Die Planungen sehen aktuell einen drei Linien umfassenden Wanderweg vor. Die Nordlinie führt von Kloster Wagrowiec in Polen über Loccum bei Hannover, nach Frankreich. Über die Zentrallinie können die Klosterlandschaften Velehrad, Ždár nad Sázavou und Plasy in Tschechien über Stiftland/Waldsassen, Langheim und den historischen Knotenpunkt Ebrach im Steigerwald mit Bronnbach über Maulbronn bis zum Höhe- und Endpunkt des Weges in Cîteaux erwandert werden. Die slowenischen Zisterzienserabteien Kostanjevica na Krki und Sticna liegen auf der Südlinie, die weitere attraktive Ziele, wie die Kulturlandschaften um die Stifte Rein und Zwettl in Österreich und Vyšší Brod in Böhmen erschließt. Die gesamte Strecke sucht dabei immer wieder die Nähe zu sogenannten Altstraßen, den mittelalterlichen Handels- und Reisewegen der Äbte und Mönche.
Zisterziensische Klosterlandschaften zeugen noch heute von der Beteiligung des bedeutendsten mittelalterlichen Ordens bei der Schaffung des heutigen Europas, heißt es von den Initiatoren. Die europaweit einheitliche Siedlungsweise und Landschaftsnutzung der Zisterzienser soll deshalb europäisches Kulturerbe werden.
„Mit dem ‚Weg der Zisterzienser‘ lassen wir dieses Kulturerbe lebendig werden,“ sagt beispielsweise der Bamberger Landrat Johann Kalb, der in diesem Projekt auch die Möglichkeit sieht, regionale Produkte und den Tourismus zu fördern. Noch heute besonders interessant sind die „Außenstationen“ der Klöster in der Landschaft, die sogenannten Grangien, die als hochspezialisierte Produktionsstätten in Eigenbetrieb nicht nur das Kloster versorgten, sondern mit ihren Überschüssen für Handelsware wie Wein, Getreide, Holz oder Obst sorgten. Im Barock wurden sie häufig zu stattlichen Amtssitzen des Klosters ausgebaut.

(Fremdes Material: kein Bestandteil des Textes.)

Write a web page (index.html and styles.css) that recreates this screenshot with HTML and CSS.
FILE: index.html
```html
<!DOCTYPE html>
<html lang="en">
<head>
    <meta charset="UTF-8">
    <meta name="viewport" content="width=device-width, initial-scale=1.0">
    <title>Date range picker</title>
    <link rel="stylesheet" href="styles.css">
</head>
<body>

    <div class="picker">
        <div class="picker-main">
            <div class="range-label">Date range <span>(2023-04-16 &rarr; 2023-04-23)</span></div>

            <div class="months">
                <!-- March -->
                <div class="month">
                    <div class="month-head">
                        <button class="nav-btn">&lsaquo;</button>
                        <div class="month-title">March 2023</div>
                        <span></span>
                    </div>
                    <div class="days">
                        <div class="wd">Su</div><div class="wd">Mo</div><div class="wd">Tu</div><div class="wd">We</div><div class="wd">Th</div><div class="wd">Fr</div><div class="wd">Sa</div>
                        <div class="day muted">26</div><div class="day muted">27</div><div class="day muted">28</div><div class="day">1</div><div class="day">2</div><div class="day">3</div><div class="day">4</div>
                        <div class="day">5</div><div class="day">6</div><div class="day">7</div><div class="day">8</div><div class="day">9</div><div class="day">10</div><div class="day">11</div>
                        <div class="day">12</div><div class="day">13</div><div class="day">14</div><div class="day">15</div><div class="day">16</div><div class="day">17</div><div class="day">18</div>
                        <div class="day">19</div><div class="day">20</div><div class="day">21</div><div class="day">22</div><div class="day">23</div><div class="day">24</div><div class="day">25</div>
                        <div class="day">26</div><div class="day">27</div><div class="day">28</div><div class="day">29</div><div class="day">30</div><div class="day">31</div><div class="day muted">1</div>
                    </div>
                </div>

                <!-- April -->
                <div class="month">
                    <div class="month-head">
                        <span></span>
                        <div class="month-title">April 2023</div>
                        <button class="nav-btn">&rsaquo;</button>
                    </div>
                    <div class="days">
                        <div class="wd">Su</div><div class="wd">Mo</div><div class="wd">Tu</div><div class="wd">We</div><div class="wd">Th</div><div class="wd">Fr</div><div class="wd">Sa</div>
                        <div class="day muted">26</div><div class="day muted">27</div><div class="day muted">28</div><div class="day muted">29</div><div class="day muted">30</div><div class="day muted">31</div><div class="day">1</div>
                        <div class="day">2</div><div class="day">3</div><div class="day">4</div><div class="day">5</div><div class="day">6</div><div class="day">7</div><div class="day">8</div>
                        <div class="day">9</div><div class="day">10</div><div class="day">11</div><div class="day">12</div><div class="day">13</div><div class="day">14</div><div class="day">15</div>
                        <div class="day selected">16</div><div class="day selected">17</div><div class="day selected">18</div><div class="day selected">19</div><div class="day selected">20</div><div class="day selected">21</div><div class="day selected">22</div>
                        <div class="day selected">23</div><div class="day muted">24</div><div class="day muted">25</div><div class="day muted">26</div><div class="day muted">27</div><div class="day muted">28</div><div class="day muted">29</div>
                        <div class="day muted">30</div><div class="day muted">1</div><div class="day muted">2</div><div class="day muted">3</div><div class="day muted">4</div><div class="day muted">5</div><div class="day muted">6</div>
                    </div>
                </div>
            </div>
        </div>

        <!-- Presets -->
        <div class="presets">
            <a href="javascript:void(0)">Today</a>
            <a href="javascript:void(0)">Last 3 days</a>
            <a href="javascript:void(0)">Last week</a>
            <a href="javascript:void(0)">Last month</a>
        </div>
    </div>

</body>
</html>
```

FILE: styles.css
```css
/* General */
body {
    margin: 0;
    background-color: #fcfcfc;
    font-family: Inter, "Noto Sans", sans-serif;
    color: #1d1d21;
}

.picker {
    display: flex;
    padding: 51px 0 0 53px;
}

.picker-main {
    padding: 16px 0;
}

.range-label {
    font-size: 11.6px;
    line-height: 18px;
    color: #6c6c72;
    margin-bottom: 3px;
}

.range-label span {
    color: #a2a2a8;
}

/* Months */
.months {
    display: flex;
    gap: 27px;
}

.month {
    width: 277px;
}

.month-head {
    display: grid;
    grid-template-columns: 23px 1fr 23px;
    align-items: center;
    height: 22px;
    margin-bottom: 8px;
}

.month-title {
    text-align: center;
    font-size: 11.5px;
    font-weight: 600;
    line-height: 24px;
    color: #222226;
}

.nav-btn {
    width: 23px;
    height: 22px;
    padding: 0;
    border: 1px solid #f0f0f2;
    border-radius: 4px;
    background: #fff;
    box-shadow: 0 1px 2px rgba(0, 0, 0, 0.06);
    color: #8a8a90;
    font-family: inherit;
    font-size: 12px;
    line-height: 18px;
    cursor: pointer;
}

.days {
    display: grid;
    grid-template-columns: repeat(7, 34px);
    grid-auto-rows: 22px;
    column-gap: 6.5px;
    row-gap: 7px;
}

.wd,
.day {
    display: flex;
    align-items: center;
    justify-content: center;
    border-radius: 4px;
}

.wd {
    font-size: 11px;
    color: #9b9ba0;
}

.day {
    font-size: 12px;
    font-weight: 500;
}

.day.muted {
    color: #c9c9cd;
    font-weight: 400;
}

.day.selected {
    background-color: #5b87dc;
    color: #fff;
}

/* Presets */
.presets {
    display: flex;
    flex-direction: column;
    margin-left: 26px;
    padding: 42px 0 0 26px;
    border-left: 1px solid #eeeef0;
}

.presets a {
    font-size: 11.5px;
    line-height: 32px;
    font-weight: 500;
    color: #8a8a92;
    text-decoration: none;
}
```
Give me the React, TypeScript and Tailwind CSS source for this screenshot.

Der „Weg der Zisterzienser“ soll dieses oft unbekannte, versteckte Erbe erwanderbar machen. Auf den Spuren der Handels- und Reiserouten durchquert der „Weg der Zisterzienser“ Europa und folgt nicht nur der Tradition der Äbte auf dem beschwerlichen Weg nach Cîteaux, sondern zeigt auch die Verbindungen der Klöster untereinander auf. Die Zisterzienser legten so ein Netz von Klöstern, Wirtschafts- und Stadthöfen und Wegen über Europa – ein Netz, das zur Transportstrecke von Spiritualität und Kunst, aber vor allem von technischen und landwirtschaftlichen Innovationen wurde.